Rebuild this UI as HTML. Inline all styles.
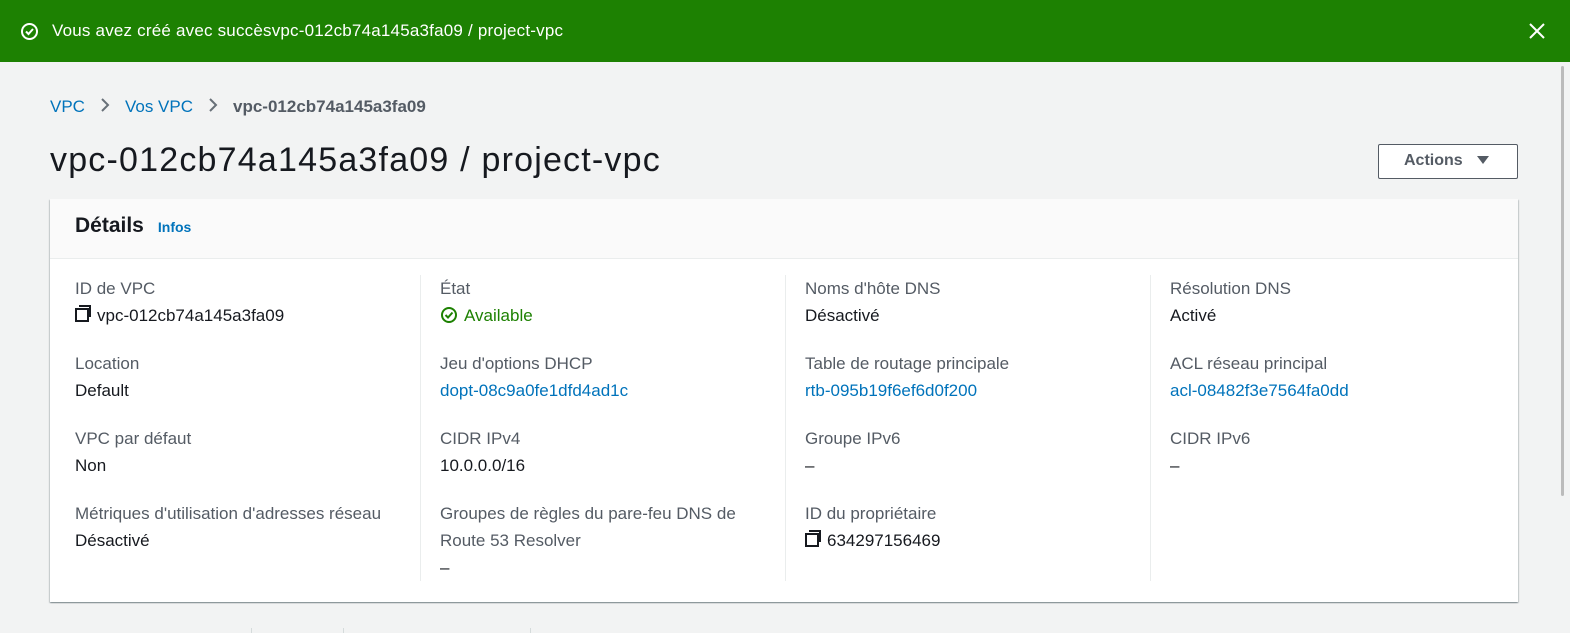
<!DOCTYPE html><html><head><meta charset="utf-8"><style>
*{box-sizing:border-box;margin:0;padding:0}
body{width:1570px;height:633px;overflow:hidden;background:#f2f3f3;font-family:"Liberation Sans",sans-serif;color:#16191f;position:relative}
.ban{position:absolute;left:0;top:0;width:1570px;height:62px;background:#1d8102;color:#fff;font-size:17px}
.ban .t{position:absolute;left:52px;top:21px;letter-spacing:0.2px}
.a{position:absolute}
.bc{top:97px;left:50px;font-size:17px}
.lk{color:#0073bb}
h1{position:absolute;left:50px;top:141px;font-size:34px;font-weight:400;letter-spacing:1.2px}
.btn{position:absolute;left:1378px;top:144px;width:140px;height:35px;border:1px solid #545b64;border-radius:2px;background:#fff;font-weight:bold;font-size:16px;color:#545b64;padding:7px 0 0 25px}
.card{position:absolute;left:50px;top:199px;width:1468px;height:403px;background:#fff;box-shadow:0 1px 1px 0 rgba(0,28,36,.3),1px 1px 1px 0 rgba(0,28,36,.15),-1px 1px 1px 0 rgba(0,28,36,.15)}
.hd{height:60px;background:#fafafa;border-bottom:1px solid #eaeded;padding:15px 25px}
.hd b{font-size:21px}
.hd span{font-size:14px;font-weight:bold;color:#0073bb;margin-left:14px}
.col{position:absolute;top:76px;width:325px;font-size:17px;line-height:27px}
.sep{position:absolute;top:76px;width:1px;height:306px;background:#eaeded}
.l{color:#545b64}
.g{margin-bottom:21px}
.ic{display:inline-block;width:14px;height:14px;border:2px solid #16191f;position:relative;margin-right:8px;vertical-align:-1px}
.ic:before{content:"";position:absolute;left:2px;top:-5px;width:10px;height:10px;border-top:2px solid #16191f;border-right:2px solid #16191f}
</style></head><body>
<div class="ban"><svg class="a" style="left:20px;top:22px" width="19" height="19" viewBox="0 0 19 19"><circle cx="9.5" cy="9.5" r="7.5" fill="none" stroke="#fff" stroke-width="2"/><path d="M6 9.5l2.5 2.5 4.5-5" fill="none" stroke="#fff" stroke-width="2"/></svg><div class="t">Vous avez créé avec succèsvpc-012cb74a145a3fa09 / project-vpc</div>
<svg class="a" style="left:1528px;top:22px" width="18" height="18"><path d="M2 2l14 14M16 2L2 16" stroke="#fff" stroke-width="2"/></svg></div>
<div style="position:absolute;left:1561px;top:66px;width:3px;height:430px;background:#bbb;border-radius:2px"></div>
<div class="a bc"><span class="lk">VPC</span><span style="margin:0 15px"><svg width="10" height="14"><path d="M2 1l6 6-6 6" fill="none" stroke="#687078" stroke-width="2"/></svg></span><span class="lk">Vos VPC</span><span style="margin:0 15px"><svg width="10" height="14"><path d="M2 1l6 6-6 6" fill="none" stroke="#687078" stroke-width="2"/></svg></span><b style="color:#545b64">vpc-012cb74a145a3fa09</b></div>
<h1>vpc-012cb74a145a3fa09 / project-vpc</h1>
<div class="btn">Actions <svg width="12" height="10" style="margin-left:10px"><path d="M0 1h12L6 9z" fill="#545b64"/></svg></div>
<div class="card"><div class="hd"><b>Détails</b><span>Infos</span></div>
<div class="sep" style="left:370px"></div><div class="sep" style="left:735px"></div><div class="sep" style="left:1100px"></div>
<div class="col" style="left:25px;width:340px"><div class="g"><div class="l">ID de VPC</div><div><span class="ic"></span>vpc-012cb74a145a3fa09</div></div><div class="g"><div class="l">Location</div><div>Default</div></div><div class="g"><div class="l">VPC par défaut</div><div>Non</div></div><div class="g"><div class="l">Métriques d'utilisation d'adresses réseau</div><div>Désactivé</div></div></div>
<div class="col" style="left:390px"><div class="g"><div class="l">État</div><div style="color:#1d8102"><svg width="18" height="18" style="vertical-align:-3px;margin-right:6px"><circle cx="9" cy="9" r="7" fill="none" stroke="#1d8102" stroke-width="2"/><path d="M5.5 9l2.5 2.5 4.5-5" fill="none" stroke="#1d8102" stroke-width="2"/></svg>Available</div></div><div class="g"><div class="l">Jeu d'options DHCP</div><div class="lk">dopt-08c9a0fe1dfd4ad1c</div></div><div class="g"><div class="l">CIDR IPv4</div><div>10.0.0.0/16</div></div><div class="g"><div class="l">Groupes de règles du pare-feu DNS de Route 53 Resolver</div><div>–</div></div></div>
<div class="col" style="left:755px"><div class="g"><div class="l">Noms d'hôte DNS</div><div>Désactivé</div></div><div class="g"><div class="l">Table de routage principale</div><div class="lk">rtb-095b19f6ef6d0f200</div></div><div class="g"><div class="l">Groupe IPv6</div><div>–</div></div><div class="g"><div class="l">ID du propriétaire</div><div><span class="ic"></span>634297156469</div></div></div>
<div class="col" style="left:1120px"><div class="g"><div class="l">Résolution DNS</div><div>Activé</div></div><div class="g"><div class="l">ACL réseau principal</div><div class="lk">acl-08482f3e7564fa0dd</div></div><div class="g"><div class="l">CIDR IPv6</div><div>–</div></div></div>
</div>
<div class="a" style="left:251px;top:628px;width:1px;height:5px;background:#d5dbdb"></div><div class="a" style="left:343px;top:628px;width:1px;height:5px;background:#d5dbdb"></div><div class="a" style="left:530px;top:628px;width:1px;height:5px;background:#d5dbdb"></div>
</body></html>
#####
▶ [To do] Go through the listing above and write it out again exactly, dropping the pictures.

▶ [Completed exercise]
Rebuild this UI as HTML. Inline all styles.
<!DOCTYPE html><html><head><meta charset="utf-8"><style>
*{box-sizing:border-box;margin:0;padding:0}
body{width:1570px;height:633px;overflow:hidden;background:#f2f3f3;font-family:"Liberation Sans",sans-serif;color:#16191f;position:relative}
.ban{position:absolute;left:0;top:0;width:1570px;height:62px;background:#1d8102;color:#fff;font-size:17px}
.ban .t{position:absolute;left:52px;top:21px;letter-spacing:0.2px}
.a{position:absolute}
.bc{top:97px;left:50px;font-size:17px}
.lk{color:#0073bb}
h1{position:absolute;left:50px;top:141px;font-size:34px;font-weight:400;letter-spacing:1.2px}
.btn{position:absolute;left:1378px;top:144px;width:140px;height:35px;border:1px solid #545b64;border-radius:2px;background:#fff;font-weight:bold;font-size:16px;color:#545b64;padding:7px 0 0 25px}
.card{position:absolute;left:50px;top:199px;width:1468px;height:403px;background:#fff;box-shadow:0 1px 1px 0 rgba(0,28,36,.3),1px 1px 1px 0 rgba(0,28,36,.15),-1px 1px 1px 0 rgba(0,28,36,.15)}
.hd{height:60px;background:#fafafa;border-bottom:1px solid #eaeded;padding:15px 25px}
.hd b{font-size:21px}
.hd span{font-size:14px;font-weight:bold;color:#0073bb;margin-left:14px}
.col{position:absolute;top:76px;width:325px;font-size:17px;line-height:27px}
.sep{position:absolute;top:76px;width:1px;height:306px;background:#eaeded}
.l{color:#545b64}
.g{margin-bottom:21px}
.ic{display:inline-block;width:14px;height:14px;border:2px solid #16191f;position:relative;margin-right:8px;vertical-align:-1px}
.ic:before{content:"";position:absolute;left:2px;top:-5px;width:10px;height:10px;border-top:2px solid #16191f;border-right:2px solid #16191f}
</style></head><body>
<div class="ban"><svg class="a" style="left:20px;top:22px" width="19" height="19" viewBox="0 0 19 19"><circle cx="9.5" cy="9.5" r="7.5" fill="none" stroke="#fff" stroke-width="2"/><path d="M6 9.5l2.5 2.5 4.5-5" fill="none" stroke="#fff" stroke-width="2"/></svg><div class="t">Vous avez créé avec succèsvpc-012cb74a145a3fa09 / project-vpc</div>
<svg class="a" style="left:1528px;top:22px" width="18" height="18"><path d="M2 2l14 14M16 2L2 16" stroke="#fff" stroke-width="2"/></svg></div>
<div style="position:absolute;left:1561px;top:66px;width:3px;height:430px;background:#bbb;border-radius:2px"></div>
<div class="a bc"><span class="lk">VPC</span><span style="margin:0 15px"><svg width="10" height="14"><path d="M2 1l6 6-6 6" fill="none" stroke="#687078" stroke-width="2"/></svg></span><span class="lk">Vos VPC</span><span style="margin:0 15px"><svg width="10" height="14"><path d="M2 1l6 6-6 6" fill="none" stroke="#687078" stroke-width="2"/></svg></span><b style="color:#545b64">vpc-012cb74a145a3fa09</b></div>
<h1>vpc-012cb74a145a3fa09 / project-vpc</h1>
<div class="btn">Actions <svg width="12" height="10" style="margin-left:10px"><path d="M0 1h12L6 9z" fill="#545b64"/></svg></div>
<div class="card"><div class="hd"><b>Détails</b><span>Infos</span></div>
<div class="sep" style="left:370px"></div><div class="sep" style="left:735px"></div><div class="sep" style="left:1100px"></div>
<div class="col" style="left:25px;width:340px"><div class="g"><div class="l">ID de VPC</div><div><span class="ic"></span>vpc-012cb74a145a3fa09</div></div><div class="g"><div class="l">Location</div><div>Default</div></div><div class="g"><div class="l">VPC par défaut</div><div>Non</div></div><div class="g"><div class="l">Métriques d'utilisation d'adresses réseau</div><div>Désactivé</div></div></div>
<div class="col" style="left:390px"><div class="g"><div class="l">État</div><div style="color:#1d8102"><svg width="18" height="18" style="vertical-align:-3px;margin-right:6px"><circle cx="9" cy="9" r="7" fill="none" stroke="#1d8102" stroke-width="2"/><path d="M5.5 9l2.5 2.5 4.5-5" fill="none" stroke="#1d8102" stroke-width="2"/></svg>Available</div></div><div class="g"><div class="l">Jeu d'options DHCP</div><div class="lk">dopt-08c9a0fe1dfd4ad1c</div></div><div class="g"><div class="l">CIDR IPv4</div><div>10.0.0.0/16</div></div><div class="g"><div class="l">Groupes de règles du pare-feu DNS de Route 53 Resolver</div><div>–</div></div></div>
<div class="col" style="left:755px"><div class="g"><div class="l">Noms d'hôte DNS</div><div>Désactivé</div></div><div class="g"><div class="l">Table de routage principale</div><div class="lk">rtb-095b19f6ef6d0f200</div></div><div class="g"><div class="l">Groupe IPv6</div><div>–</div></div><div class="g"><div class="l">ID du propriétaire</div><div><span class="ic"></span>634297156469</div></div></div>
<div class="col" style="left:1120px"><div class="g"><div class="l">Résolution DNS</div><div>Activé</div></div><div class="g"><div class="l">ACL réseau principal</div><div class="lk">acl-08482f3e7564fa0dd</div></div><div class="g"><div class="l">CIDR IPv6</div><div>–</div></div></div>
</div>
<div class="a" style="left:251px;top:628px;width:1px;height:5px;background:#d5dbdb"></div><div class="a" style="left:343px;top:628px;width:1px;height:5px;background:#d5dbdb"></div><div class="a" style="left:530px;top:628px;width:1px;height:5px;background:#d5dbdb"></div>
</body></html>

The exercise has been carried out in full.